→ **Data to process**:
--- START ---

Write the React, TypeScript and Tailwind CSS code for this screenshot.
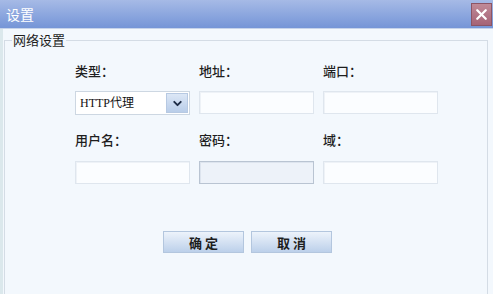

--- END ---
--- START ---

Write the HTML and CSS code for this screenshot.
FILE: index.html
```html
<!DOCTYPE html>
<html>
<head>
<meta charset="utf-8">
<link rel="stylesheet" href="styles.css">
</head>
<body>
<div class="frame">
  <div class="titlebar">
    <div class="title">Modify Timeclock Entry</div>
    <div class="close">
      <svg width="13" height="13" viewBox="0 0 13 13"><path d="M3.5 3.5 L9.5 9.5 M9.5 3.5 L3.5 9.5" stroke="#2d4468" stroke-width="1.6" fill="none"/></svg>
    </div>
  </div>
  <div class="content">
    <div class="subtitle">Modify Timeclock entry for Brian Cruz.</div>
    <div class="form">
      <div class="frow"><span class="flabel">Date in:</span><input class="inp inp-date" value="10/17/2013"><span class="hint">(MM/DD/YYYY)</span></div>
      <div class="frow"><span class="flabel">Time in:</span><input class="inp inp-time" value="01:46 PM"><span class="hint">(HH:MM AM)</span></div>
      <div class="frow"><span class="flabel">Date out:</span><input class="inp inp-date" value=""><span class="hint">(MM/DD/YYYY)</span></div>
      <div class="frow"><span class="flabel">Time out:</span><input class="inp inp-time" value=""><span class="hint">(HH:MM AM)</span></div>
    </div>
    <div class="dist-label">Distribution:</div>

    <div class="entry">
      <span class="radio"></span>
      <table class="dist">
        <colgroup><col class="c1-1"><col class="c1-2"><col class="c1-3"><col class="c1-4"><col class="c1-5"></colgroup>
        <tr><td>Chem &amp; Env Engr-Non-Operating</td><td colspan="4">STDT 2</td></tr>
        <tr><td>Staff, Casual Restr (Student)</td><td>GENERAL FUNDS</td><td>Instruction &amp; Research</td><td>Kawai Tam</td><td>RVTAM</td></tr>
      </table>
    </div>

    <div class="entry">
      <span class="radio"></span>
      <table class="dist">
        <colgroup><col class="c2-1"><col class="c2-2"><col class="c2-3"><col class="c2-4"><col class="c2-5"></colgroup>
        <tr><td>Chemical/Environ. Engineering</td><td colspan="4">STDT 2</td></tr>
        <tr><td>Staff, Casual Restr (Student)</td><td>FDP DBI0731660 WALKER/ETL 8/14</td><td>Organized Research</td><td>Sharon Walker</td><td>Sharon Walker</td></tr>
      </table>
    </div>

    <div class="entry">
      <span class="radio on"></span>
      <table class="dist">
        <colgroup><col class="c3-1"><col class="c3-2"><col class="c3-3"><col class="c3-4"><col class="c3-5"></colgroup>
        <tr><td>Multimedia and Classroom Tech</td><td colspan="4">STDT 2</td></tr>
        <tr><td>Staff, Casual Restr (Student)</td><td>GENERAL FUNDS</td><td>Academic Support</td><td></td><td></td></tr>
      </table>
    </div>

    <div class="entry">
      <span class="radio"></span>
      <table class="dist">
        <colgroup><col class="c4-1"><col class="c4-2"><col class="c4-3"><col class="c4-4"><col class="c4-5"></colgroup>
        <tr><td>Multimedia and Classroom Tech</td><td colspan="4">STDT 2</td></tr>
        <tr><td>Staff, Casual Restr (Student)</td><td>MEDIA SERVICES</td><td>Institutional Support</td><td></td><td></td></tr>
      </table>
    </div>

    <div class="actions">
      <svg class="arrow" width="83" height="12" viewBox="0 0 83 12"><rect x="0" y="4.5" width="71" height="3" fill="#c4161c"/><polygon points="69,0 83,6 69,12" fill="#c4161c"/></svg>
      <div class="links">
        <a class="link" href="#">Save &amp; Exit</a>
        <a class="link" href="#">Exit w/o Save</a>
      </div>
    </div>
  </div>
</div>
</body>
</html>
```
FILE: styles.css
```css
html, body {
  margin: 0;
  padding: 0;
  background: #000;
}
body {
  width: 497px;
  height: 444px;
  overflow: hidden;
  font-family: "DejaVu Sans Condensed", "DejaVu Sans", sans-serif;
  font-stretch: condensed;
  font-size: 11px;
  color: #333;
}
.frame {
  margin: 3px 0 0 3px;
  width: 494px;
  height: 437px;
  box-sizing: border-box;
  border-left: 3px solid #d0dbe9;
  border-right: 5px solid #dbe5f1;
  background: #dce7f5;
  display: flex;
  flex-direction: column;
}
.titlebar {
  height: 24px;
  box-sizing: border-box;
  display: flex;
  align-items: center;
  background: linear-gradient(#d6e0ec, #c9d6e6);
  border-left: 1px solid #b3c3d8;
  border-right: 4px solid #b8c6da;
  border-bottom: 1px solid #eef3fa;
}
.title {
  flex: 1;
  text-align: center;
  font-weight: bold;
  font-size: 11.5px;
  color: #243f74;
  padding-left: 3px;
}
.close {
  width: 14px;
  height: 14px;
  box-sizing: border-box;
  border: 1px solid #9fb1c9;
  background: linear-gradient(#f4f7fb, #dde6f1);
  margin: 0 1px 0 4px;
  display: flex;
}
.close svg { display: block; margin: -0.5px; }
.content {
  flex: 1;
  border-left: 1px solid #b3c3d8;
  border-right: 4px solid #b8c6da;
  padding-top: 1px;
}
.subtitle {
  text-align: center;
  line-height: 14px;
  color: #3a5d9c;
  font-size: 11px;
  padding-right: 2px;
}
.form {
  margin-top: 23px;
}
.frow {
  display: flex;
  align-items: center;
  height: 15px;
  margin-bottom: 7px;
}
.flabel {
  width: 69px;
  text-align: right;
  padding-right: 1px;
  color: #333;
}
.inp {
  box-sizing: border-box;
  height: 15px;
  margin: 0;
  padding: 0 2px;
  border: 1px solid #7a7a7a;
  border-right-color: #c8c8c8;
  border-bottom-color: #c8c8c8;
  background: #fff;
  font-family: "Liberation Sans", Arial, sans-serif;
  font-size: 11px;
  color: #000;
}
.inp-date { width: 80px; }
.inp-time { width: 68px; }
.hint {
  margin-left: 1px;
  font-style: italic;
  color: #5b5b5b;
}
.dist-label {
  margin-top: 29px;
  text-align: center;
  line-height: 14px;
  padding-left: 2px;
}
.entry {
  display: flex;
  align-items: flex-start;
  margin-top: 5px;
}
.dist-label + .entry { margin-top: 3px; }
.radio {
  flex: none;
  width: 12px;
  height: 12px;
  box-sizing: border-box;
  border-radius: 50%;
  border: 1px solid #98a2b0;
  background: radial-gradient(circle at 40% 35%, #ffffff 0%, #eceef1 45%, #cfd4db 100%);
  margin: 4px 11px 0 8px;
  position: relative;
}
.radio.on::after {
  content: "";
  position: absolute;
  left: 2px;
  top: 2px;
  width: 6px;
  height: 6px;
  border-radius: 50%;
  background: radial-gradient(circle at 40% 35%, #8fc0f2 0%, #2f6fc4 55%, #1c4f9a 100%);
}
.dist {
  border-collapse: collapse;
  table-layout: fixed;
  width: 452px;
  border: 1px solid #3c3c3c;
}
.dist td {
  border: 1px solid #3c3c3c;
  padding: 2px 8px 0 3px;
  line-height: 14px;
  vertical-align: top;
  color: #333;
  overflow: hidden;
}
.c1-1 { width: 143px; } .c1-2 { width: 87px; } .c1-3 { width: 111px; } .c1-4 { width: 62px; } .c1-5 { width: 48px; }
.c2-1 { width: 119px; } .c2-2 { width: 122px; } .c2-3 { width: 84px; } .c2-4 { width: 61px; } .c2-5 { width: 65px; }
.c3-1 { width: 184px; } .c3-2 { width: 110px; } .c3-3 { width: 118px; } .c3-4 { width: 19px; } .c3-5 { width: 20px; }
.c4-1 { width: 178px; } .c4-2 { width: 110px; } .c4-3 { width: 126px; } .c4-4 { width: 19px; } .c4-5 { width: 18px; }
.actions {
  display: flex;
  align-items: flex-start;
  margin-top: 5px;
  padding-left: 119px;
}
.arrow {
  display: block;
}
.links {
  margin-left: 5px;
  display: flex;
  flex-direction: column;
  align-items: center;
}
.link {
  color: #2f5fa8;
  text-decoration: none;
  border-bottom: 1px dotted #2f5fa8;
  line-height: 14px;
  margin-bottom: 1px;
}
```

--- END ---

→ **What you are asked to do**:
Output a single number: how many lines contain the word "screenshot".

→ **Output of the task**:
2